Трубецкой в своих расчетах исходил из того, что восставшие смогут, во-первых, повести за собой не менее 6 тыс. солдат; во-вторых, четко выполнят план восстания. Кое-что неладное он заподозрил утром 13 декабря после разговоров с Рылеевым. Надо сказать, что Сергей Петрович, как человек совершенно определенного склада, не мог проникнуться мрачной восторженностью некоторых своих товарищей. Рассуждения Рылеева о необходимости их жертвы, ради будущего освобождения родины, восклицание А. Одоевского: «Ах, как славно мы умрем!» – для офицера Трубецкого звучали странно, каким-то непонятным оправданием еще не случившегося поражения.
Ему все стало окончательно ясно лишь в самый день восстания. Трубецкой, живший рядом с Сенатом, узнал, что в семь часов утра там уже происходит переприсяга сенаторов Николаю I. Войск же восставших на площади не было. Сергей Петрович бросился к Рылееву и там выяснилось, что помощники диктатора Якубович и Булатов отказались действовать по плану, то есть занимать Зимний дворец и Петропавловскую крепость.
Чуть позже Трубецкой услышал, что Измайловский полк и Коннопионерский эскадрон присягнули императору. К девяти часам утра Сергей Петрович уверился, что восстание провалено. Что-то могло измениться только в результате случайного ареста царской фамилии. Трубецкой переходит в Главный штаб на Дворцовой площади, чтобы выяснить, есть ли возможность захвата Зимнего дворца. Заметим, кстати, что мы до сих пор не знаем полномочий диктатора декабристов. Во всяком случае, было высказано предположение, что диктатор избирался восставшими не столько для руководства войсками, сколько для проведения последующих шагов по укреплению победы и организации новой власти. Войсками же во время переворота должны были руководить его помощники, прежде всего Булатов.

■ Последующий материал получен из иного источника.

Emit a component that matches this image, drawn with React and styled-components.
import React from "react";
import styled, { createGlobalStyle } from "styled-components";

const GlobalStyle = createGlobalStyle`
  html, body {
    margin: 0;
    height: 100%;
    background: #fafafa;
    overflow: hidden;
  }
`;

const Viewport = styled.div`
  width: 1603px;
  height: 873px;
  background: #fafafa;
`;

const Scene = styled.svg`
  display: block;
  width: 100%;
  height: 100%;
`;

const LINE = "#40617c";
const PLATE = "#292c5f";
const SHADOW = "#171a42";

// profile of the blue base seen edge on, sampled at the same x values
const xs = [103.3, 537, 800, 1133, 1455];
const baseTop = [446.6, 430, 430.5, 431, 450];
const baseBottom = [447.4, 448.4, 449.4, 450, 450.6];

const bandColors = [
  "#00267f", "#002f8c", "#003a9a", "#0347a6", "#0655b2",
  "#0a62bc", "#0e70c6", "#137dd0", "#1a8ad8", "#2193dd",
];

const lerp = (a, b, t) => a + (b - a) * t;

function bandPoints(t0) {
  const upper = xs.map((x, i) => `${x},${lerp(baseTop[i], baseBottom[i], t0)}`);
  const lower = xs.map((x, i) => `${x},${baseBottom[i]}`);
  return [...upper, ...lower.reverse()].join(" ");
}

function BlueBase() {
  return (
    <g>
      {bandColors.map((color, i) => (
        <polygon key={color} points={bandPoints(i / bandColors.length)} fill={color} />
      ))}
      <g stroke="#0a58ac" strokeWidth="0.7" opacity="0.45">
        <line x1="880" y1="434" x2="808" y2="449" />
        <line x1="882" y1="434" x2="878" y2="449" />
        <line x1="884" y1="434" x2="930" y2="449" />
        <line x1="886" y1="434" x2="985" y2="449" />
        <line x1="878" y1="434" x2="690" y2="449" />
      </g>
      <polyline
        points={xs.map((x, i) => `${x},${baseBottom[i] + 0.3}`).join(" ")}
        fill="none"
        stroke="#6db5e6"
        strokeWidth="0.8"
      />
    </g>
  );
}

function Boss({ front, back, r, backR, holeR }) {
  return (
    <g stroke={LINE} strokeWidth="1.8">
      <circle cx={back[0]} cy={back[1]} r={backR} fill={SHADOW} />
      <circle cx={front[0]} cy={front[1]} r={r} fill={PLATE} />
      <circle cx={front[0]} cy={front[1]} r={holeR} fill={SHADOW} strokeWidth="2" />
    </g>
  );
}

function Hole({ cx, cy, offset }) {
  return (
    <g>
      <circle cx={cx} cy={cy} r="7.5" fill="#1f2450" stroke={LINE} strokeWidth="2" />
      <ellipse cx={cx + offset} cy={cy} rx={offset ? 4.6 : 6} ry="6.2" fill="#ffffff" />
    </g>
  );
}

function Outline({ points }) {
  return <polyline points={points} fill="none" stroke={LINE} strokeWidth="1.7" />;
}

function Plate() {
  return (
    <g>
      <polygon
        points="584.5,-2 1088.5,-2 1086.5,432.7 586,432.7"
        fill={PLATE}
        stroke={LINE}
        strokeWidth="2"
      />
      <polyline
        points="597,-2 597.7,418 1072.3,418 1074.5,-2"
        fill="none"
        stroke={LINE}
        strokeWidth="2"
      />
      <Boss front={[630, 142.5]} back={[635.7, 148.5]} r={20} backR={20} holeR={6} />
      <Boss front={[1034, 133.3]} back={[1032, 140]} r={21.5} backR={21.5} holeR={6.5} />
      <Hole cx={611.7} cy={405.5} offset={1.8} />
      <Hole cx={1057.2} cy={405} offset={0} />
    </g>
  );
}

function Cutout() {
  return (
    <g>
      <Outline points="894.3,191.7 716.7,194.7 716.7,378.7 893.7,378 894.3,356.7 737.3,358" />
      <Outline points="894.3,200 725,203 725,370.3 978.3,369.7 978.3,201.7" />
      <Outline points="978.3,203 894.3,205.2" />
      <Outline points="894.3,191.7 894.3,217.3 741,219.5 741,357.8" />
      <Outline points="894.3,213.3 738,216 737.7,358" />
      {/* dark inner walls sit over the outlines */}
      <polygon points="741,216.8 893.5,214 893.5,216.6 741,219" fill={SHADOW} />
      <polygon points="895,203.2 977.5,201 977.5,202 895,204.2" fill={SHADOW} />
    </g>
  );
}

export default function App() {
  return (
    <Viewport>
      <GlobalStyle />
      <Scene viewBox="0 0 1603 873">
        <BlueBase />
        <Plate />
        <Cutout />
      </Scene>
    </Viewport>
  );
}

Почему же Трубецкой все-таки не появился среди восставших на Сенатской площади? На это было несколько причин. Первой из них стало его тактическое чутье. Когда Сергей Петрович понял, что около Сената ничего не решается, он перешел к Зимнему дворцу, где что-то могло произойти, хотя бы случайно. Во-вторых, интересно, как бы вы решили дилемму, вставшую перед Трубецким: войти в каре восставших и уговаривать их сложить оружие или возглавить их атаки на верные царю войска? Он уже знал, как солдаты и офицеры обошлись с теми, кто пытался уговорить их решить дело миром: Милорадович, митрополиты, вел. кн. Михаил Павлович… Трубецкой знал также и то, что 3 тысячи восставших солдат окружены 12–15 тысячами правительственных войск, а в подобном случае атака подобна массовому самоубийству. Иными словами, любая его команда означала пролитие крови, отсутствие его на площади давало пусть и слабую надежду на то, что все кончится без жертв.